POZ is many things to many people—nurse, support group, town gossip—but for one reader we shocked even ourselves: by playing cupid. Last July, Chad Rugroden, 41, picked up an issue in a Desert AIDS Project waiting room in Palm Springs, California, after driving a friend to his doctor’s appointment. Chad, a sculptor who’s had HIV for 17 years and lost a lover to AIDS in 1990, thought he was just killing time. Instead, he met the love of his life.

Chad spotted Mr. Right in our Partner section, where we interviewed Clarence Smelcer, 42, an Athabascan who organizes fellow HIV positive native Alaskans in Anchorage (“Northern Exposure,” July/August 2003). “Clarence was just brutally honest,” Chad says of the activist, who told POZ his former homelessness helps him identify with people in the community. “I needed to let him know his work reached a great distance. His picture didn’t hurt, either.”

Chad Googled Clarence, found an e-mail address and sent a respectful mash note. Clarence recalls, “My friends said, ‘Oh my god, he’s a stalker!’” But Chad’s tone—and yes, his JPEG photo—proved irresistible. E-mails led to long phone calls, and the pair, both single, soon realized they had lots in common. “I fell in love before I even met him,” says Clarence, a recovering alcoholic who says boyfriends are often “resentful” of his sobriety and his daily AA meetings. Chad doesn’t drink and felt alienated from the party-and-play Palm Springs lifestyle. Both were ready for romance.

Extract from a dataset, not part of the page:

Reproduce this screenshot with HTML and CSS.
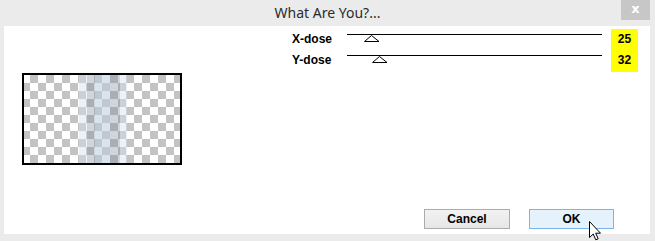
FILE: index.html
```html
<!DOCTYPE html>
<html lang="en">
<head>
<meta charset="UTF-8">
<title>What Are You?...</title>
<link rel="stylesheet" href="styles.css">
</head>
<body>

<div class="window">
  <div class="titlebar">
    <span></span>
    <span class="title">What Are You?...</span>
    <span class="close">x</span>
  </div>

  <div class="content">
    <!-- sliders -->
    <div class="sliders">
      <span class="label">X-dose</span>
      <div class="track">
        <div class="line"></div>
        <svg class="thumb" style="margin-left: 17px" width="16" height="7" viewBox="0 0 16 7"><polygon points="7.5,0.5 15,6.5 0.5,6.5" fill="#fff" stroke="#000" stroke-width="1"/></svg>
      </div>
      <span class="value">25</span>

      <span class="label">Y-dose</span>
      <div class="track">
        <div class="line"></div>
        <svg class="thumb" style="margin-left: 25px" width="16" height="7" viewBox="0 0 16 7"><polygon points="7.5,0.5 15,6.5 0.5,6.5" fill="#fff" stroke="#000" stroke-width="1"/></svg>
      </div>
      <span class="value">32</span>
    </div>

    <div class="preview"></div>

    <div class="buttons">
      <button class="btn">Cancel</button>
      <button class="btn btn-default">OK</button>
    </div>

    <svg class="cursor" width="13" height="20" viewBox="0 0 13 20">
      <polygon points="0.5,0.5 0.5,16.5 4.2,13 6.8,18.8 9.2,17.8 6.7,12.2 11.5,12.2" fill="#fff" stroke="#000" stroke-width="1" stroke-linejoin="miter"/>
    </svg>
  </div>
</div>

</body>
</html>
```

FILE: styles.css
```css
html, body {
    margin: 0;
    background: #fff;
  }
  .window {
    width: 655px;
    height: 241px;
    display: grid;
    grid-template-rows: 26px 1fr;
    background-color: #ebebeb;
  }
  .titlebar {
    display: grid;
    grid-template-columns: 1fr auto 1fr;
    align-items: start;
  }
  .title {
    font-family: "Noto Sans", sans-serif;
    font-size: 14px;
    line-height: 26px;
    color: #2b2b2b;
  }
  .close {
    justify-self: end;
    width: 29px;
    height: 20px;
    margin-right: 5px;
    background-color: #c7c7c7;
    color: #fff;
    font-family: "DejaVu Sans", sans-serif;
    font-weight: bold;
    font-size: 13px;
    line-height: 18px;
    text-align: center;
  }
  .content {
    position: relative;
    margin: 0 5px 7px 4px;
    background-color: #fff;
    display: flex;
    flex-direction: column;
    font-family: "Liberation Sans", Arial, sans-serif;
    font-weight: bold;
    font-size: 12px;
  }
  .sliders {
    align-self: flex-end;
    margin: 3px 12px 0 0;
    display: grid;
    grid-template-columns: 55px 255px 36px;
    grid-template-rows: 21px 22px;
  }
  .label {
    line-height: 21px;
    color: #000;
  }
  .track {
    padding-top: 5px;
  }
  .line {
    height: 1px;
    background-color: #000;
  }
  .thumb {
    display: block;
  }
  .value {
    margin-left: 9px;
    background-color: #ffff00;
    text-align: center;
    line-height: 21px;
    color: #000;
  }
  .preview {
    margin: 1px 0 0 18px;
    width: 160px;
    height: 92px;
    box-sizing: border-box;
    border: 2px solid #000;
    background:
      linear-gradient(to right,
        rgba(215, 225, 235, 0.45) 0 8px,
        rgba(120, 135, 150, 0.35) 8px 16px,
        rgba(185, 205, 222, 0.55) 16px 31px,
        rgba(120, 135, 150, 0.35) 31px 41px,
        rgba(215, 225, 235, 0.45) 41px 48px) 55px 0 / 48px 100% no-repeat,
      repeating-conic-gradient(#c3c3c3 0 25%, #fff 0 50%) -2px 0 / 16px 16px;
  }
  .buttons {
    margin-top: auto;
    align-self: flex-end;
    margin-right: 36px;
    margin-bottom: 5px;
    display: flex;
    gap: 19px;
  }
  .btn {
    width: 86px;
    height: 20px;
    padding: 0;
    font-family: "Liberation Sans", Arial, sans-serif;
    font-weight: bold;
    font-size: 12px;
    color: #000;
    background: linear-gradient(#f2f2f2, #e6e6e6);
    border: 1px solid #acacac;
  }
  .btn-default {
    width: 85px;
    background: #e5f1fb;
    border-color: #7eb4ea;
  }
  .cursor {
    position: absolute;
    left: 585px;
    top: 195px;
  }
```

POZ reader, what would you do? Chad hopped the next plane to meet this magazine pinup boy. “The flight into Anchorage was breathtaking,” Chad says. “I thought, ‘If nothing else, I could live here.’” The pair spent a blissful two weeks together in August that felt like a honeymoon—“There was near perfect weather,” Clarence says with a sigh. In October, Chad packed his belongings and, with his 120-pound Great Pyrenees, Bella, in tow, moved on up and in with Clarence—and his approving lesbian roommate.

Didn’t the lovebirds fear they were flying too fast? “We had nothing to lose,” says Chad, the bold one. Clarence is more reflective. “I trust very easily,” he says. “It’s just in my nature. I had some concerns—that’s natural. But I’m a lot calmer now that Chad’s in my life. I’m a lot more content.” Mazel tov.